Damit habe ich zu tun, von sprachlichen Korrekturen und Verfeinerungen und plastischer Ausfüllung einzelner Szenen ganz zu schweigen. >>>> Das Buch wird nach alledem von der Netzfassung sehr verschieden sein, auch wenn die Geschehnisse-selbst identisch bleiben. Es wird weniger „durcheinander” sein, und die als Figuren eingebauten Kommentatoren der Netzerzählung werden als Figuren kenntlicher sein und vor allem, für ein Buch, literarisch eingeführt werden. Das ist sehr viel Arbeit; ich kann mir jetzt keine Ablenkung leisten. Dennoch werde ich „zwischendurch” die Fahnen der Bamberger Elegien durchsehen müssen, deren vierte nun auch auf Italienisch vorliegt. >>>> Parallale schickte sie mir gestern und will sie heute auf seiner Netzpräsenz einstellen; sowie er das getan haben wird, veröffentliche ich in Der Dschungel einen „Teaser”, wie ich das bereits für >>>> Pruniers französische Übertragung getan habe, um die immer noch diskutiert wird und an deren Revision er derzeit sitzt. Auch >>>> Zazie schrieb mir, daß ihre französische Version nun bald fertig sei.

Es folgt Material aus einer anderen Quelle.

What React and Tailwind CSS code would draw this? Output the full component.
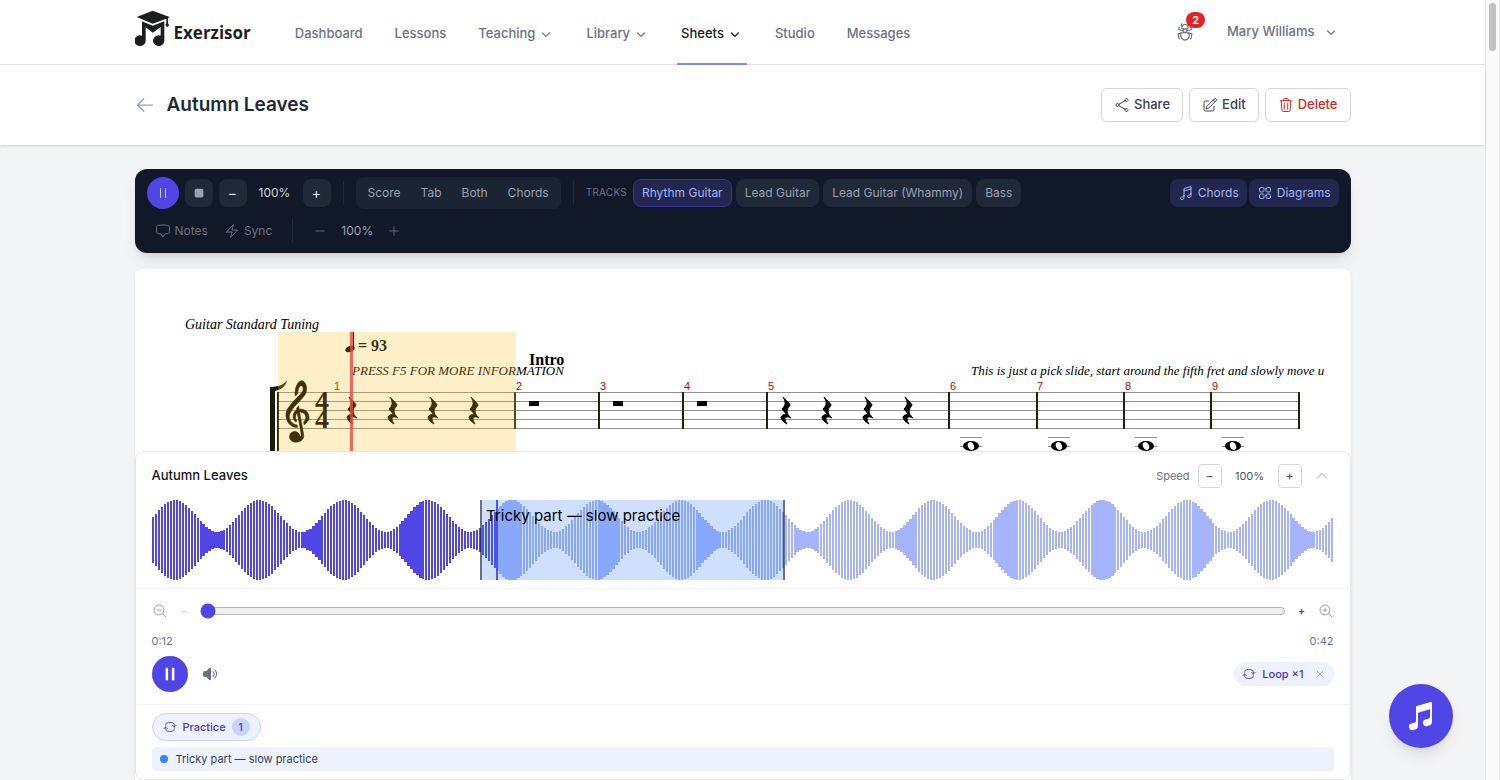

Sie sehen, es ist einiges in Gang und in sonstige Bewegung gekommen. Da mich so etwas fast immer aufputscht, war das Telefonat mit der Löwin heute morgen kaum jugendfrei; wir werden uns in knapp zwei Wochen wieder in der Serengeti treffen. Meinen Geburtstagsausflug nach Neapel mußte ich mir streichen; ich bekomme ihn arbeitstechnisch nicht hin. Dabei hätte ich so gern an dem mir so bestimmten Tag vom Castello dell’Ovo nach der Wildschweininsel hinübergeschaut und mich einer Circe auf die Gefahr hingegeben, in eine Sau verwandelt zu werden, die ich als Eber aber sowieso bin. Und Anzüge wollte ich dort kaufen. Das ist tatsächlich dringend.

Erste Leser nehmen >>>> dieses Angebot wahr. Ich muß also nachher zur Post.

15 Uhr:
[Nach dem Mittagsschlaf:]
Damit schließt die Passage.